Critique : Quatrième volet de la série des Contes moraux, La collectionneuse annonce par bien des aspects Le Genou de Claire, parce que la proximité d’un milieu aquatique et la vacance des personnages configurent des corps languides, sur lesquels la caméra de Rohmer s’attarde, dès les premières minutes. Ainsi, la silhouette d’Haydée, marchant au bord de l’eau, est accompagnée par un lent travelling, avant d’être "décomposée" grâce à une série de gros plans qui la construisent comme objet de désir, bien qu’elle soit à mille lieues de capitaliser sur cette naturelle attirance qu’elle suscite. Sa propension à multiplier les conquêtes (un homme par soir) ne lui inspire aucune forfanterie, plutôt un désir de jouir, tandis que, de leur côté, Daniel et Adrien ne cessent de se heurter à d’éternelles apories que semble d’abord démentir leur assurance.

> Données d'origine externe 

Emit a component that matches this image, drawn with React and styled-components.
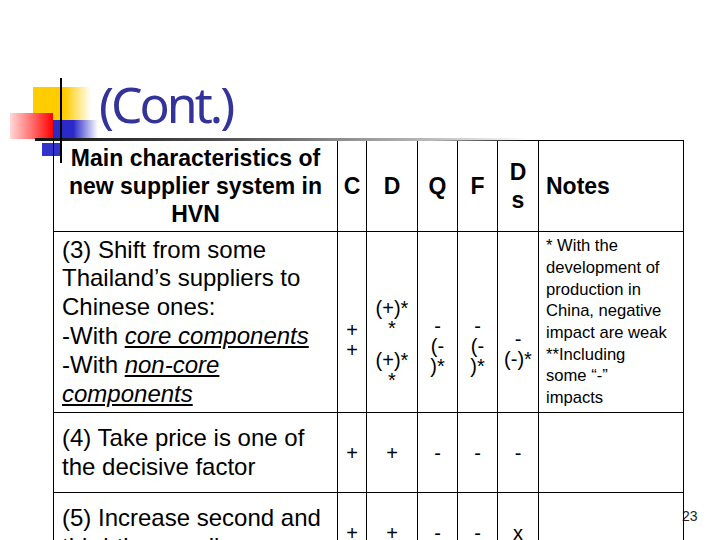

Rohmer, selon son goût habituel, s’amuse à piéger les personnages pris à revers par les situations, sempiternellement démentis dans leurs promesses ou leurs résolutions, au gré des hasards de l’existence : jusque-là, Adrien se satisfaisait d’une forme de solitude rousseauiste, s’abandonnant à l’onde que moire le soleil, vivant parallèlement à l’existence de son ami Daniel. Lorsque la jeune Haydée, tout aussi indépendante que les deux hommes, vient contrarier la vacance sentimentale (Adrien a laissé sa petite amie), la séduction bravache du protagoniste s’active pour faire coïncider des horaires décalés, puisqu’il vit le jour et qu’elle vit la nuit. À partir de là, notre séducteur vibrionne autour d’une femme étonnamment nonchalante, qui laisse traîner ses mots tels son corps dans l’espace. À mesure que l’histoire avance, il fait le constat de son échec, par une voix off constamment reliée aux scènes, syntaxiquement connectée aux romans de mœurs du XVIIIe siècle.
Le dandysme du héros, que prolonge sa volubilité, se heurte à la concision des réponses d’Haydée, en recherche d’amour, comme lui, mais beaucoup plus accordée à la saison estivale, animée par le célèbre adage horacien, cueillant les jours sans les commenter. De son côté, Daniel n’obtient qu’une nuit de sexe, pas davantage. Prenant ombrage de cette indifférence, il tente plusieurs fois de blesser la jeune indolente, lui enjoint des attitudes ou l’insulte de manière gratuite, ce qui confère aux dialogues de brutales variations lexicales auxquelles le cinéma de Rohmer n’est pas habitué, mais qui disent de manière passionnante les résistances outrées d’un ethos machiste. Hermétique au mépris des hommes, peu sensible à leurs rodomontades, Haydée est une figure de l’émancipation qui se confond, d’une certaine manière, avec son époque (les années 1960). Pas plus qu’elle ne se laisse à ses deux colocataires l’esquisse d’une espérance, elle n’offrira son cœur à l’acheteur étranger, collectionneur d’une autre manière, et dont elle casse symboliquement le vase tout juste acquis.
Le film de Rohmer est construit comme une fable édifiante, dans le creux d’un été idoine. Il constitue une des indéniables réussites de son auteur.